Bestselling author John le Carré has died in Cornwall at the age of 89. Le Carré, whose real name was David Cornwell, once worked for secret services himself and garnered international fame with his spy novels from the 1960s onward, in which betrayal and loyalty were key themes. Commentators discuss whether Le Carré's work and the spy novel in general have retained their relevance since the end of the Cold War.
Plenty of material to go on
The fall of the Berlin Wall did nothing to stop Le Carré, historian Andrei Muraru writes on republica.ro:
“John le Carré continued to think up dirty secrets involving espionage - be it in the pharmaceutical industry, the arms or drug trade, the underworld, the war against Terror or the absurd pro-Brexit campaign. 'Spying and novel writing are made for each other. Both call for a ready eye for human transgression and the many routes to betrayal,' the British author once said. He was a keen explorer of the world after World War II. He was a chronicler of the Cold War world, but in a certain sense also of today's confused and divided one.”

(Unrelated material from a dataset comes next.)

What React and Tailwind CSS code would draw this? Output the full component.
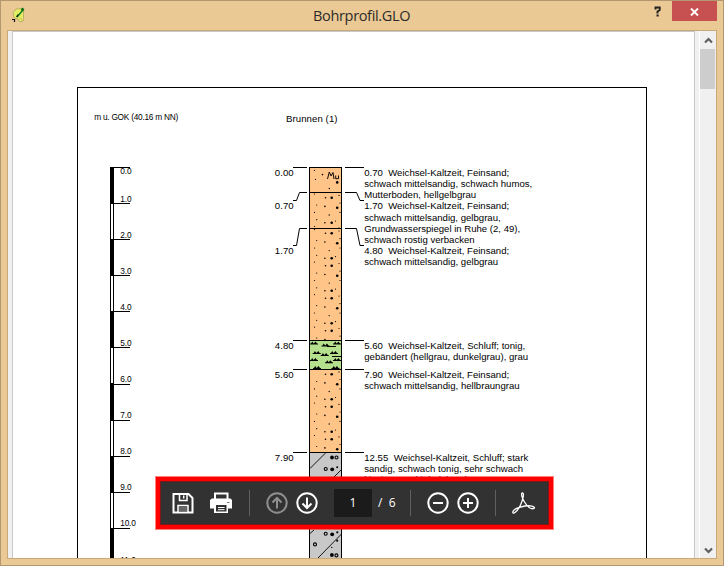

Still waiting for great hacker novels
The end of the Cold War also marked the end of the classic spy novel, Echo24 laments:
“Of the four great authors in this genre, only eighty-two-year-old Frederick Forsyth is still alive. What's more, the spy's job description has also changed. In an age of ubiquitous cameras and readily-available DNA analyses, it's becoming more and more difficult to deploy agents using a foreign identity. Information is now collected digitally by hacking databases. ... In literary terms, this new era is still waiting for its own Forsyth or le Carré. But that doesn't mean that the fame of the old classics will fade. The mastery of these books remains.”